Task:
For the data below, report the number of lines that contain the string "Tailwind" and nothing else.

☆ ☆ ☆ ☆ ☆

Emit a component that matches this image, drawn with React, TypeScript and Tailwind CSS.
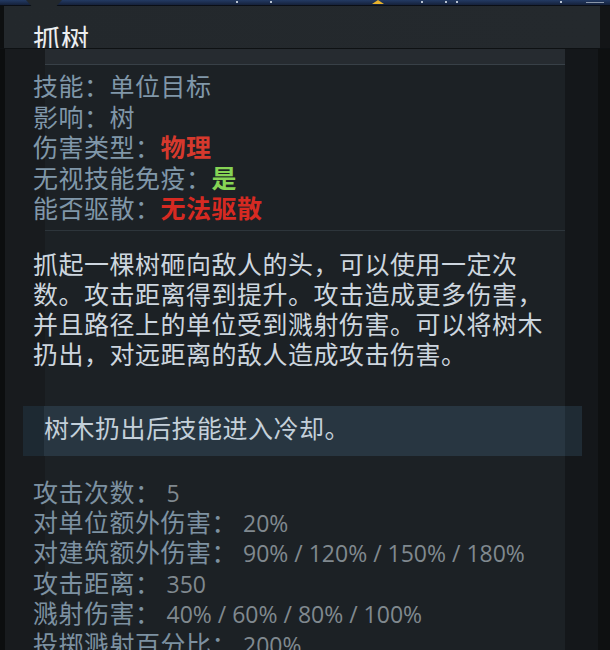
import React from "react";

const Row = ({ children }: { children: React.ReactNode }) => (
  <div className="whitespace-nowrap">{children}</div>
);

const Val = ({ children }: { children: React.ReactNode }) => (
  <span className="text-[23px] leading-[20px] tracking-normal text-[#80898f]">{children}</span>
);

export default function App() {
  return (
    <div className="w-[610px] h-[650px] overflow-hidden relative flex flex-col font-['Open_Sans','Noto_Sans_CJK_SC',sans-serif] bg-[#181b1e]">
      {/* top strip */}
      <div className="h-[5px] shrink-0 bg-[linear-gradient(to_bottom,#233a63,#15213a)]" />
      <div className="h-px shrink-0 bg-[#0a0e15]" />
      {/* decorations on the strip */}
      <div className="absolute left-[26px] top-0 w-[36px] h-[6px] bg-[#23282c] [clip-path:polygon(0_0,100%_0,85%_100%,15%_100%)]" />
      <div className="absolute left-[372px] top-0 w-[12px] h-[4px] bg-[#e8b22c] [clip-path:polygon(50%_0,100%_100%,0_100%)]" />
      <div className="absolute left-[236px] top-[1px] w-[2px] h-[2px] bg-[#b9c3d0]" />
      <div className="absolute left-[270px] top-[1px] w-[2px] h-[2px] bg-[#b9c3d0]" />
      <div className="absolute left-[421px] top-[1px] w-[2px] h-[2px] bg-[#b9c3d0]" />
      <div className="absolute left-[445px] top-[1px] w-[2px] h-[2px] bg-[#b9c3d0]" />
      <div className="absolute left-[456px] top-[1px] w-[2px] h-[2px] bg-[#b9c3d0]" />
      <div className="absolute left-[560px] top-[1px] w-[2px] h-[2px] bg-[#b9c3d0]" />
      <div className="absolute left-[586px] top-[2px] w-[18px] h-px bg-[#8a96a8]" />

      {/* header */}
      <div className="h-[42px] shrink-0 pl-[33px] pt-[18px] bg-[linear-gradient(to_right,#0d0f10_0px,#0d0f10_4px,#23282c_4px,#24292d_600px,#131517_600px)]">
        <div className="text-[28px] leading-[28px] font-normal text-[#eceef0] font-['Noto_Sans_CJK_SC',sans-serif]">
          抓树
        </div>
      </div>
      <div className="h-px shrink-0 bg-[#0e1113]" />

      {/* body */}
      <div className="flex-1 flex flex-col bg-[linear-gradient(to_right,#0c0e0f_0px,#0c0e0f_5px,#181b1e_5px,#181b1e_45px,#1c2125_45px,#1c2125_565px,#14171a_565px,#14171a_598px,#0e1011_598px)]">
        <div className="ml-[45px] w-[520px] h-[16px] shrink-0 bg-[#262b30] border-b border-[#384047]" />

        <div className="mt-[6px] pl-[33px] text-[25px] leading-[30.5px] tracking-[0.5px] text-[#8097a9]">
          <Row>技能：单位目标</Row>
          <Row>影响：树</Row>
          <Row>
            伤害类型：<span className="text-[#d6392d] font-bold">物理</span>
          </Row>
          <Row>
            无视技能免疫：<span className="text-[#86d455] font-bold">是</span>
          </Row>
          <Row>
            能否驱散：<span className="text-[#d62a22] font-bold">无法驱散</span>
          </Row>
        </div>

        <div className="mt-[6px] ml-[45px] w-[520px] h-px shrink-0 bg-[#2d353b]" />

        <div className="mt-[18px] pl-[33px] text-[25px] leading-[30px] tracking-[0.5px] text-[#cdd6df]">
          <Row>抓起一棵树砸向敌人的头，可以使用一定次</Row>
          <Row>数。攻击距离得到提升。攻击造成更多伤害，</Row>
          <Row>并且路径上的单位受到溅射伤害。可以将树木</Row>
          <Row>扔出，对远距离的敌人造成攻击伤害。</Row>
        </div>

        <div className="mt-[37px] ml-[23px] w-[559px] h-[50px] shrink-0 pl-[21px] text-[25px] leading-[44px] tracking-[0.5px] text-[#c4d0da] bg-[linear-gradient(to_right,#1d2932_0px,#1d2932_21px,#283641_21px,#283641_542px,#1f2b34_542px)]">
          树木扔出后技能进入冷却。
        </div>

        <div className="mt-[21px] pl-[33px] text-[25px] leading-[30.4px] tracking-[0.5px] text-[#7d91a1]">
          <Row>
            攻击次数：<Val> 5</Val>
          </Row>
          <Row>
            对单位额外伤害：<Val> 20%</Val>
          </Row>
          <Row>
            对建筑额外伤害：<Val> 90% / 120% / 150% / 180%</Val>
          </Row>
          <Row>
            攻击距离：<Val> 350</Val>
          </Row>
          <Row>
            溅射伤害：<Val> 40% / 60% / 80% / 100%</Val>
          </Row>
          <Row>
            投掷溅射百分比：<Val> 200%</Val>
          </Row>
        </div>
      </div>
    </div>
  );
}
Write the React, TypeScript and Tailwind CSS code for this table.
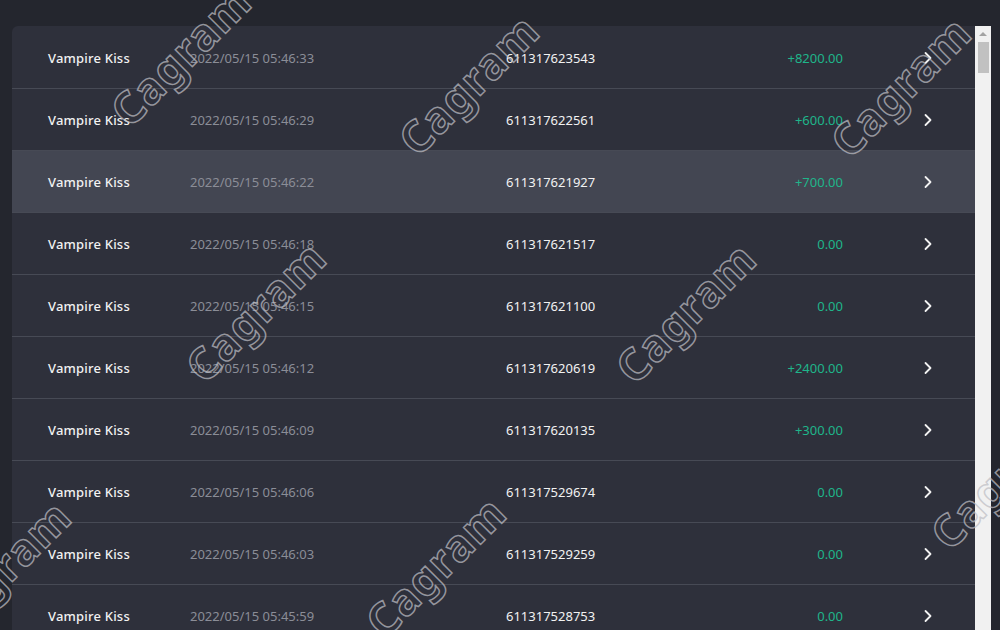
import React from "react";

const rows = [
  { t: "2022/05/15 05:46:33", id: "611317623543", a: "+8200.00" },
  { t: "2022/05/15 05:46:29", id: "611317622561", a: "+600.00" },
  { t: "2022/05/15 05:46:22", id: "611317621927", a: "+700.00", hl: true },
  { t: "2022/05/15 05:46:18", id: "611317621517", a: "0.00" },
  { t: "2022/05/15 05:46:15", id: "611317621100", a: "0.00" },
  { t: "2022/05/15 05:46:12", id: "611317620619", a: "+2400.00" },
  { t: "2022/05/15 05:46:09", id: "611317620135", a: "+300.00" },
  { t: "2022/05/15 05:46:06", id: "611317529674", a: "0.00" },
  { t: "2022/05/15 05:46:03", id: "611317529259", a: "0.00" },
  { t: "2022/05/15 05:45:59", id: "611317528753", a: "0.00" },
];

const marks = [
  { x: 180, y: 55 },
  { x: 468, y: 84 },
  { x: 900, y: 86 },
  { x: 255, y: 311 },
  { x: 685, y: 312 },
  { x: 0, y: 570 },
  { x: 435, y: 566 },
  { x: 1000, y: 478 },
];

function Chevron() {
  return (
    <svg width="10" height="14" viewBox="0 0 10 14" fill="none">
      <path d="M2.5 2 L7.5 7 L2.5 12" stroke="#f2f2f2" strokeWidth="1.8" strokeLinecap="round" strokeLinejoin="round" />
    </svg>
  );
}

export default function App() {
  return (
    <div
      className="relative w-[1000px] h-[630px] overflow-hidden bg-[#24262e] flex pt-[26px] pl-[12px]"
      style={{ fontFamily: '"Noto Sans", "Open Sans", sans-serif' }}
    >
      <div className="w-[963px] bg-[#2e303b] rounded-tl-[6px] overflow-hidden pt-[1px]">
        {rows.map((r, i) => (
          <div
            key={i}
            className={`flex items-center h-[62px] pt-[2px] border-b border-[#474a55] text-[13px] ${r.hl ? "bg-[#434652]" : ""}`}
          >
            <div className="w-[178px] pl-[36px] text-[#f2f2f2] font-medium tracking-[0.2px]">Vampire Kiss</div>
            <div className="w-[316px] text-[#8b8d97]">{r.t}</div>
            <div className="w-[200px] text-[#f2f2f2]">{r.id}</div>
            <div className="w-[137px] text-right text-[#1fb58a]">{r.a}</div>
            <div className="ml-[80px] flex items-center -mt-[2px]">
              <Chevron />
            </div>
          </div>
        ))}
      </div>
      <div className="w-[16px] bg-[#f1f1f1] flex flex-col items-center">
        <div className="h-[15px] flex items-center justify-center">
          <div className="w-0 h-0 border-l-[4px] border-r-[4px] border-b-[4px] border-l-transparent border-r-transparent border-b-[#a3a3a3]" />
        </div>
        <div className="w-[11px] h-[31px] bg-[#c1c1c1] mt-[1px]" />
      </div>
      {marks.map((m, i) => (
        <div
          key={i}
          className="absolute pointer-events-none text-[44px] font-bold text-transparent [-webkit-text-stroke:1.5px_rgba(190,190,196,0.72)] tracking-[1px] leading-none"
          style={{
            left: m.x,
            top: m.y,
            transform: "translate(-50%, -50%) rotate(-45deg)",
            fontFamily: '"Noto Sans", sans-serif',
          }}
        >
          Cagram
        </div>
      ))}
    </div>
  );
}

☆ ☆ ☆ ☆ ☆

Response to the exercise:
2